Records with interface code:

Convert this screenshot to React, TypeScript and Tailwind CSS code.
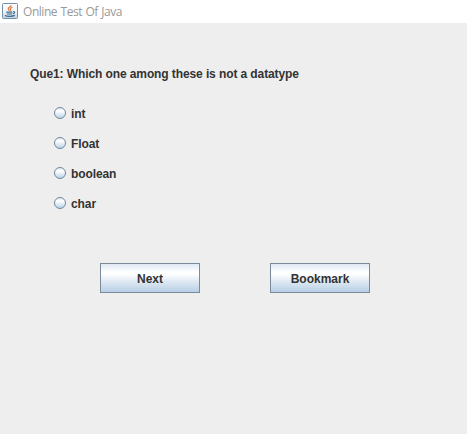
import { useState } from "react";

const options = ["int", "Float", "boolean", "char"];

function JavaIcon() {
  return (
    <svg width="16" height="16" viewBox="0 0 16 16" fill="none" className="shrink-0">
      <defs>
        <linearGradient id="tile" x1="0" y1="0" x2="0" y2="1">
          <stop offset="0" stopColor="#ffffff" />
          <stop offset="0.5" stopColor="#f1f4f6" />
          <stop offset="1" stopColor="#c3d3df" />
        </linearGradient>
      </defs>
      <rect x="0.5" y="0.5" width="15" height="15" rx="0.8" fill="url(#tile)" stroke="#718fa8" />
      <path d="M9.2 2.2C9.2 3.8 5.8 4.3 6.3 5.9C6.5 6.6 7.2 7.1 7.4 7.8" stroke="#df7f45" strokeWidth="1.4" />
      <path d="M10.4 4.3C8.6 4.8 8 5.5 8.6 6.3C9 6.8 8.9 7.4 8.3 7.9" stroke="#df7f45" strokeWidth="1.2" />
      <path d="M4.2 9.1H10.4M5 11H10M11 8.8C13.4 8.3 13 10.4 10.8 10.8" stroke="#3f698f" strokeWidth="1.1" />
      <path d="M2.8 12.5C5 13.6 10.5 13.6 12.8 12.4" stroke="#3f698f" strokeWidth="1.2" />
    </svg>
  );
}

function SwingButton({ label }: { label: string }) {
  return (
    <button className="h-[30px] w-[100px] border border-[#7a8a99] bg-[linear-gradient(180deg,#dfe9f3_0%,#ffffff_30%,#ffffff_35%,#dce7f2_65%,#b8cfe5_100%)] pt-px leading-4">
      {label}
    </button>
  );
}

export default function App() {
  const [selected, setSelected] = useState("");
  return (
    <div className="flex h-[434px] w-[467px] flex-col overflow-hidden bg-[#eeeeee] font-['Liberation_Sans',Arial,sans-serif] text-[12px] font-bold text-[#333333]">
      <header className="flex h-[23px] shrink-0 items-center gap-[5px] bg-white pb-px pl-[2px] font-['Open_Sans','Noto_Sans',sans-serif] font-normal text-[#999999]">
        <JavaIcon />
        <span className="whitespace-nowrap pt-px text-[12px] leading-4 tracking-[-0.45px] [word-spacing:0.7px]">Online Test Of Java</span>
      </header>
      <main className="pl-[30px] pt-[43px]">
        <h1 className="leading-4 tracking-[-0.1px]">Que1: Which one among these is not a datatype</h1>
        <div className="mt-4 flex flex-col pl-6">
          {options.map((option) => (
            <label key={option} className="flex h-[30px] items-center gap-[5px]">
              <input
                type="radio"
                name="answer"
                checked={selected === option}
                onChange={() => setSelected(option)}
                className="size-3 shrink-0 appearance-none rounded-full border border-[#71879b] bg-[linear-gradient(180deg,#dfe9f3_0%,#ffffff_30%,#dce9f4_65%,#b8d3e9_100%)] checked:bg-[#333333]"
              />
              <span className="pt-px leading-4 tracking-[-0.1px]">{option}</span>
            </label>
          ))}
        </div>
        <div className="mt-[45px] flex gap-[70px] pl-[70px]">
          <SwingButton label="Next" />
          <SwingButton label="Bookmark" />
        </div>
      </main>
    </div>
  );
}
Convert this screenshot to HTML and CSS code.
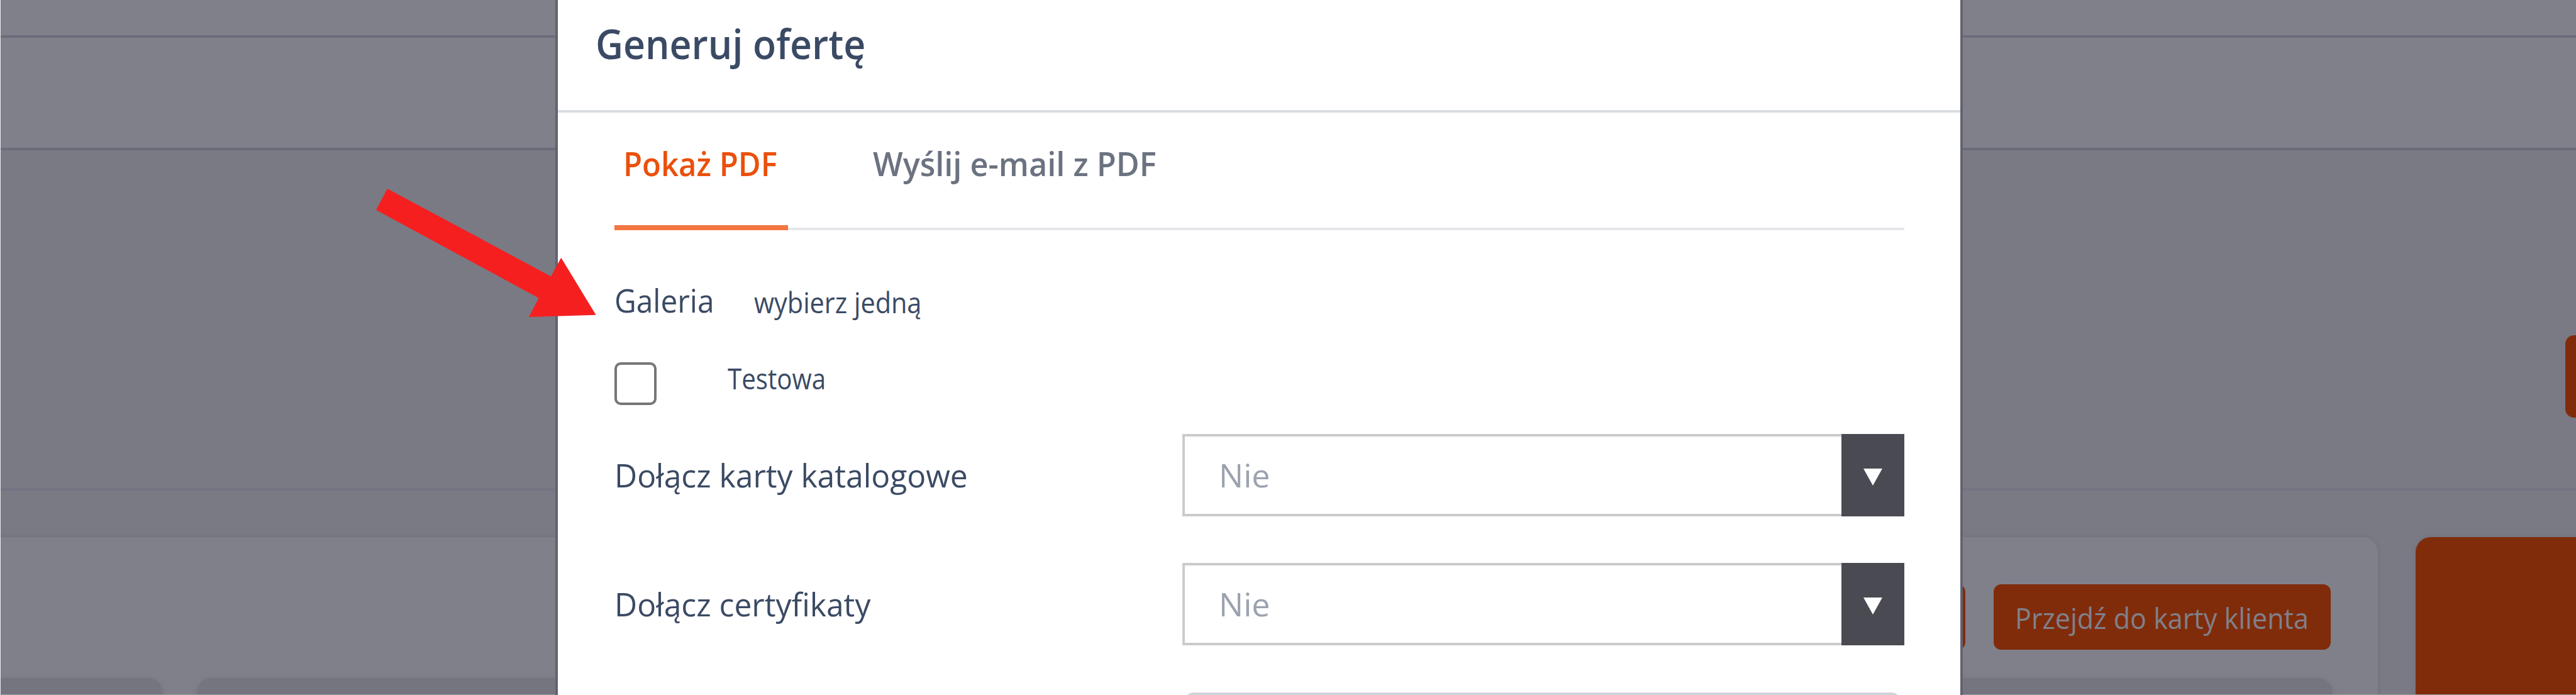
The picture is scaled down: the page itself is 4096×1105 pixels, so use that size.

### Stated task
Write the listing above out again exactly, dropping each image.

### Full output
Convert this screenshot to React, TypeScript and Tailwind CSS code.
import { useState } from "react";

const options = ["int", "Float", "boolean", "char"];

function JavaIcon() {
  return (
    <svg width="16" height="16" viewBox="0 0 16 16" fill="none" className="shrink-0">
      <defs>
        <linearGradient id="tile" x1="0" y1="0" x2="0" y2="1">
          <stop offset="0" stopColor="#ffffff" />
          <stop offset="0.5" stopColor="#f1f4f6" />
          <stop offset="1" stopColor="#c3d3df" />
        </linearGradient>
      </defs>
      <rect x="0.5" y="0.5" width="15" height="15" rx="0.8" fill="url(#tile)" stroke="#718fa8" />
      <path d="M9.2 2.2C9.2 3.8 5.8 4.3 6.3 5.9C6.5 6.6 7.2 7.1 7.4 7.8" stroke="#df7f45" strokeWidth="1.4" />
      <path d="M10.4 4.3C8.6 4.8 8 5.5 8.6 6.3C9 6.8 8.9 7.4 8.3 7.9" stroke="#df7f45" strokeWidth="1.2" />
      <path d="M4.2 9.1H10.4M5 11H10M11 8.8C13.4 8.3 13 10.4 10.8 10.8" stroke="#3f698f" strokeWidth="1.1" />
      <path d="M2.8 12.5C5 13.6 10.5 13.6 12.8 12.4" stroke="#3f698f" strokeWidth="1.2" />
    </svg>
  );
}

function SwingButton({ label }: { label: string }) {
  return (
    <button className="h-[30px] w-[100px] border border-[#7a8a99] bg-[linear-gradient(180deg,#dfe9f3_0%,#ffffff_30%,#ffffff_35%,#dce7f2_65%,#b8cfe5_100%)] pt-px leading-4">
      {label}
    </button>
  );
}

export default function App() {
  const [selected, setSelected] = useState("");
  return (
    <div className="flex h-[434px] w-[467px] flex-col overflow-hidden bg-[#eeeeee] font-['Liberation_Sans',Arial,sans-serif] text-[12px] font-bold text-[#333333]">
      <header className="flex h-[23px] shrink-0 items-center gap-[5px] bg-white pb-px pl-[2px] font-['Open_Sans','Noto_Sans',sans-serif] font-normal text-[#999999]">
        <JavaIcon />
        <span className="whitespace-nowrap pt-px text-[12px] leading-4 tracking-[-0.45px] [word-spacing:0.7px]">Online Test Of Java</span>
      </header>
      <main className="pl-[30px] pt-[43px]">
        <h1 className="leading-4 tracking-[-0.1px]">Que1: Which one among these is not a datatype</h1>
        <div className="mt-4 flex flex-col pl-6">
          {options.map((option) => (
            <label key={option} className="flex h-[30px] items-center gap-[5px]">
              <input
                type="radio"
                name="answer"
                checked={selected === option}
                onChange={() => setSelected(option)}
                className="size-3 shrink-0 appearance-none rounded-full border border-[#71879b] bg-[linear-gradient(180deg,#dfe9f3_0%,#ffffff_30%,#dce9f4_65%,#b8d3e9_100%)] checked:bg-[#333333]"
              />
              <span className="pt-px leading-4 tracking-[-0.1px]">{option}</span>
            </label>
          ))}
        </div>
        <div className="mt-[45px] flex gap-[70px] pl-[70px]">
          <SwingButton label="Next" />
          <SwingButton label="Bookmark" />
        </div>
      </main>
    </div>
  );
}
Convert this screenshot to HTML and CSS code.
The picture is scaled down: the page itself is 4096×1105 pixels, so use that size.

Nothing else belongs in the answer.